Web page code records

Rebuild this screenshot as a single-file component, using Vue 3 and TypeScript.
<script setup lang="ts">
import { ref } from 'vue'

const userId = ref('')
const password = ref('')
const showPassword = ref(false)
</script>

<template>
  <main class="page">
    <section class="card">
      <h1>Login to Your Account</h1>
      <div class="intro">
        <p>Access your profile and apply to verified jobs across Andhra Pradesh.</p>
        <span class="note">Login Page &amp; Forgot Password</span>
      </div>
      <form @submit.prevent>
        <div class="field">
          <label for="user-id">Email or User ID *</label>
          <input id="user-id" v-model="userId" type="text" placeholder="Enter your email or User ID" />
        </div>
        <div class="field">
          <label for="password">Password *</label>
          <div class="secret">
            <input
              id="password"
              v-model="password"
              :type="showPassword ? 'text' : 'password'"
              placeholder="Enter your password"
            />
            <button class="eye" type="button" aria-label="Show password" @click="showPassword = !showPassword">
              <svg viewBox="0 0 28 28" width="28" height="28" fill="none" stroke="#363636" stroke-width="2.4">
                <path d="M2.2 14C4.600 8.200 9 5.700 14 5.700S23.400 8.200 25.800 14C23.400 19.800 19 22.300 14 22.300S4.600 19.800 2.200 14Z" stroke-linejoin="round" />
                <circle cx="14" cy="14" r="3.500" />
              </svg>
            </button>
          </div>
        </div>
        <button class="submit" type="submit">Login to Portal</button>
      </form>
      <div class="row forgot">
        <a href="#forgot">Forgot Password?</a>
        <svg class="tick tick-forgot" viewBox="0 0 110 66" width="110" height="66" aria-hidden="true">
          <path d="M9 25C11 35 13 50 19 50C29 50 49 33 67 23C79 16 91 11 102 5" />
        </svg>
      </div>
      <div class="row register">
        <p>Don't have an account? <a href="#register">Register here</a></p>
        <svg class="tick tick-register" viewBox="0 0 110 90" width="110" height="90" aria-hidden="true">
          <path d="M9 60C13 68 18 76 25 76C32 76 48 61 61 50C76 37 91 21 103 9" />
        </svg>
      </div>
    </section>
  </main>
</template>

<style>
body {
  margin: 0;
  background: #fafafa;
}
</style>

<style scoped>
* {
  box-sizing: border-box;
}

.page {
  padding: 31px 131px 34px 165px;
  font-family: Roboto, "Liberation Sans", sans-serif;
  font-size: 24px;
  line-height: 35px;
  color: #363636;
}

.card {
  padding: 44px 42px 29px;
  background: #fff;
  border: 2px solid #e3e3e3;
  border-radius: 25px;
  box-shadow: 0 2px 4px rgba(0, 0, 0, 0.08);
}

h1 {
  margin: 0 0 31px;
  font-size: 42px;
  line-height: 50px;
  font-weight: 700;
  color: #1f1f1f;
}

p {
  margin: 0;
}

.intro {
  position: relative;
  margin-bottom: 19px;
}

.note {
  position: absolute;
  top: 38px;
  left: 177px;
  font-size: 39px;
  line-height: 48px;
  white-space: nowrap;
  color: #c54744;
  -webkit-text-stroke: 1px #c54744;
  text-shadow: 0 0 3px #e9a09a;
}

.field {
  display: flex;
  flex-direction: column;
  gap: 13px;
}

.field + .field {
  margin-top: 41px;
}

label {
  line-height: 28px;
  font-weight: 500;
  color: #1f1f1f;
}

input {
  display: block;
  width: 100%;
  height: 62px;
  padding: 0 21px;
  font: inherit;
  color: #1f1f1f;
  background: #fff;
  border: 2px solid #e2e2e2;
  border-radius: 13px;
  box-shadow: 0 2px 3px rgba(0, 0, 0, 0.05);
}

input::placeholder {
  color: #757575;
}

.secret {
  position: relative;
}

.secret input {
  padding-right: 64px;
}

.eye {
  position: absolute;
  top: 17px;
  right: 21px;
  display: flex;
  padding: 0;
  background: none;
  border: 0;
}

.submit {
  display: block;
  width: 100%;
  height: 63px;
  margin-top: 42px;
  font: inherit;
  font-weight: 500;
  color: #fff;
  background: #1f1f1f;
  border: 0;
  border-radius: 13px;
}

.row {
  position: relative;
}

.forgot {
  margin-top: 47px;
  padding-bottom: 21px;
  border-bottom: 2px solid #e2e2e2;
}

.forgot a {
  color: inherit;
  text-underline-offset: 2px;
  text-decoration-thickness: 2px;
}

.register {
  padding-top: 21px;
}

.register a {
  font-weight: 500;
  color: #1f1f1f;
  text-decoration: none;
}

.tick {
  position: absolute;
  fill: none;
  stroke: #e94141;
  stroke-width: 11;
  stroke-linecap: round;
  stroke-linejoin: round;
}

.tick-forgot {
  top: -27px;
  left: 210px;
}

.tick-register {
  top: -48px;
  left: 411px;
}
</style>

--

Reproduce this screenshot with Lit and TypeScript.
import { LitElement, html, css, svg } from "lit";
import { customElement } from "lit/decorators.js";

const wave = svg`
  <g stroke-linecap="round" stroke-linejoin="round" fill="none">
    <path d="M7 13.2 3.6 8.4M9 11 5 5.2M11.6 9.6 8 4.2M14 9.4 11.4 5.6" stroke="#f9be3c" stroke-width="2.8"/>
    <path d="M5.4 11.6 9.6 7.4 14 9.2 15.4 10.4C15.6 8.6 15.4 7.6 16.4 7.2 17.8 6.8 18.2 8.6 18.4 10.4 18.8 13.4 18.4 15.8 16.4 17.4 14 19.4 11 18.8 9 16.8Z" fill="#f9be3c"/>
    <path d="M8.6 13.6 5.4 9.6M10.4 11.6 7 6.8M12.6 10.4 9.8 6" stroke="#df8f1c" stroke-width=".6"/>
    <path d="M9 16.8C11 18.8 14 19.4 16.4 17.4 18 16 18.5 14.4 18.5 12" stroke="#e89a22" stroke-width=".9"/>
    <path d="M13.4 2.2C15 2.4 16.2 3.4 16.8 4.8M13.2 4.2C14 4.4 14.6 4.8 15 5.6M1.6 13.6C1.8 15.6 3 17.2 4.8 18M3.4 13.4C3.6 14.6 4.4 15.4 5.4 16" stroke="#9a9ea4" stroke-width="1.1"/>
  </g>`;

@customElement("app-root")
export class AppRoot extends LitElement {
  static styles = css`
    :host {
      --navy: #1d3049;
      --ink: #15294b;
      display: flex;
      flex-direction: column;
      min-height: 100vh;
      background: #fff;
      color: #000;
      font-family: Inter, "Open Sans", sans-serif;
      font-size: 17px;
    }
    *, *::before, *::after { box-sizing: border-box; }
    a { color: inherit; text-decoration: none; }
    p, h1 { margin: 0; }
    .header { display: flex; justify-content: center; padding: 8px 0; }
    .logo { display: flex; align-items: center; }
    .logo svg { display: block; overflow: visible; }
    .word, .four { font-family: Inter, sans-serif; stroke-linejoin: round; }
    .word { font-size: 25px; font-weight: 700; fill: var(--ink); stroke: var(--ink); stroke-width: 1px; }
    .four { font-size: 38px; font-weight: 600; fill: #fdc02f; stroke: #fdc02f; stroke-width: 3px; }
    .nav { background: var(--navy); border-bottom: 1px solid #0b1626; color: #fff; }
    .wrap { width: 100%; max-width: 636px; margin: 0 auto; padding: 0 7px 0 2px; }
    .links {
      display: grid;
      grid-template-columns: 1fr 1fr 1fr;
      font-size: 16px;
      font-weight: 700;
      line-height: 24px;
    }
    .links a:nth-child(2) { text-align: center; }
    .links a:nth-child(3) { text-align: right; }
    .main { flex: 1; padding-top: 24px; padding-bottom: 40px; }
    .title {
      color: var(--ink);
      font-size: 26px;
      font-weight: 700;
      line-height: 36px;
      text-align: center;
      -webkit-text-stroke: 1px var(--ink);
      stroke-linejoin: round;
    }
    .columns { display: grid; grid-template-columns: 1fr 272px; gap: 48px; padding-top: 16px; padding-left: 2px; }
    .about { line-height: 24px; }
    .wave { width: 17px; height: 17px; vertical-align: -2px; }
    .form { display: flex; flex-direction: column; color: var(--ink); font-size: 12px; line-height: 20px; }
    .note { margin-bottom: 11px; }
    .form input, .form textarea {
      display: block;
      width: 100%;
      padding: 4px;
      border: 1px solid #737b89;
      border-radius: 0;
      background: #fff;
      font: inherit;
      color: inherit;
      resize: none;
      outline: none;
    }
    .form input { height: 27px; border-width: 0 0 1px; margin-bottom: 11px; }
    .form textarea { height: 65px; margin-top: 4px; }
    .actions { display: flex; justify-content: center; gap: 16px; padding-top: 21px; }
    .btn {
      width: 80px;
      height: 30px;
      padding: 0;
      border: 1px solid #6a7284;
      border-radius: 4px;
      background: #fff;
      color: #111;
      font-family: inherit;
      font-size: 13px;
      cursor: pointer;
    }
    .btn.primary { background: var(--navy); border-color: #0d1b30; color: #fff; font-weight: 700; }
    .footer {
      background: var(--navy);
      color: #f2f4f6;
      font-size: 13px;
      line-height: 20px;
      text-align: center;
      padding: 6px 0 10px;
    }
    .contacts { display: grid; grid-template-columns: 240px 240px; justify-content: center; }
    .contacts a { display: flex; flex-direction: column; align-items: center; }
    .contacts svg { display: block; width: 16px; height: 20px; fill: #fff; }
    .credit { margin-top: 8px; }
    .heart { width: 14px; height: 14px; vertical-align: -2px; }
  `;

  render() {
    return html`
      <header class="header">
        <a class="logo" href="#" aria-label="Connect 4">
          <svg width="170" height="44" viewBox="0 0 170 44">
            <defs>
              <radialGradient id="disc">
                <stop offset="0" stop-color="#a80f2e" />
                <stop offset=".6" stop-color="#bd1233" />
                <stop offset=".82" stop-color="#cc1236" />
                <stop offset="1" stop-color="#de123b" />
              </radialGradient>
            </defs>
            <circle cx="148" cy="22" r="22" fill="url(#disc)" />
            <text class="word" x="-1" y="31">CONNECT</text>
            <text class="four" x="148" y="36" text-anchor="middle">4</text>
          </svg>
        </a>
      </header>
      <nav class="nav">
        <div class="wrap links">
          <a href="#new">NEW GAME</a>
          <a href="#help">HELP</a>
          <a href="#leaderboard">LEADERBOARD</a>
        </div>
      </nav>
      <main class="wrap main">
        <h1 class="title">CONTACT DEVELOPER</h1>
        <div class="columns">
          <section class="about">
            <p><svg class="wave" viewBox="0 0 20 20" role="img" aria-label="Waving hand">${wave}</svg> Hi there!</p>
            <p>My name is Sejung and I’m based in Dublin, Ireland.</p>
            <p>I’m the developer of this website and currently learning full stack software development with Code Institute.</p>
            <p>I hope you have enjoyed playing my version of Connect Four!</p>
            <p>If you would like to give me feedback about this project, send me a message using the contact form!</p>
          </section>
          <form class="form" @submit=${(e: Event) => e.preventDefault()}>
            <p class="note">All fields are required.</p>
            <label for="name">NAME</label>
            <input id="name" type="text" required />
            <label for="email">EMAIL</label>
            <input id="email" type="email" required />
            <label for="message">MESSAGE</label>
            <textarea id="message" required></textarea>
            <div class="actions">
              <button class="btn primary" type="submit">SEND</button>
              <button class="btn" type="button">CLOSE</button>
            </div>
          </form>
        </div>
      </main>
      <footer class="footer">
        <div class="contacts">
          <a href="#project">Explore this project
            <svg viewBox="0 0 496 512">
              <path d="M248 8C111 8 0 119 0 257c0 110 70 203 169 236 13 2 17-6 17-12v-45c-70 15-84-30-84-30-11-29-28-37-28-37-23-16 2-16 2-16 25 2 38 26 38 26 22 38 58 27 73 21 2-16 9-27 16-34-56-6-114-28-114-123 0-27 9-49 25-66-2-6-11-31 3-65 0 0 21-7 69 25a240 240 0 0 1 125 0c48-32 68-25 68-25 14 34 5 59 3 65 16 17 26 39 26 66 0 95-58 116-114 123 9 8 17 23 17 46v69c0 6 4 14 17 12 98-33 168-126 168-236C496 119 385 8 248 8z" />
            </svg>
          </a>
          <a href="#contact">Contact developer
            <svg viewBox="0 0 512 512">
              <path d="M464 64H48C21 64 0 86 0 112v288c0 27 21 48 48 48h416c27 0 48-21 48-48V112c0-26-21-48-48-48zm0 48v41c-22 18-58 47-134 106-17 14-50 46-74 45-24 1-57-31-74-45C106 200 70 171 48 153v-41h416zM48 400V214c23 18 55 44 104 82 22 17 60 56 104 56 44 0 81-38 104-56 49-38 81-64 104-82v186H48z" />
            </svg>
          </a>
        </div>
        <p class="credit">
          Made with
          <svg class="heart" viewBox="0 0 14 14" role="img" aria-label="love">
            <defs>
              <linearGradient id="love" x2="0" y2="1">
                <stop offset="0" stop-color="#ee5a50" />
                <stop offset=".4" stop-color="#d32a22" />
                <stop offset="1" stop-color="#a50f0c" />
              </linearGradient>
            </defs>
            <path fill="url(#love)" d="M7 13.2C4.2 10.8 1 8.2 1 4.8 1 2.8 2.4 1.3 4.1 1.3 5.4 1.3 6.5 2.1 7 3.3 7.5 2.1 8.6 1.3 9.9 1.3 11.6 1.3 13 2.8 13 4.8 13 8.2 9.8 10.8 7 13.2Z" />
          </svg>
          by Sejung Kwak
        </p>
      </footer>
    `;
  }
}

== Task goal ==
Return only those lines of the records that contain the string "this".

== The result ==
Rebuild this screenshot as a single-file component, using Vue 3 and TypeScript.
Reproduce this screenshot with Lit and TypeScript.
            <p>I’m the developer of this website and currently learning full stack software development with Code Institute.</p>
            <p>If you would like to give me feedback about this project, send me a message using the contact form!</p>
          <a href="#project">Explore this project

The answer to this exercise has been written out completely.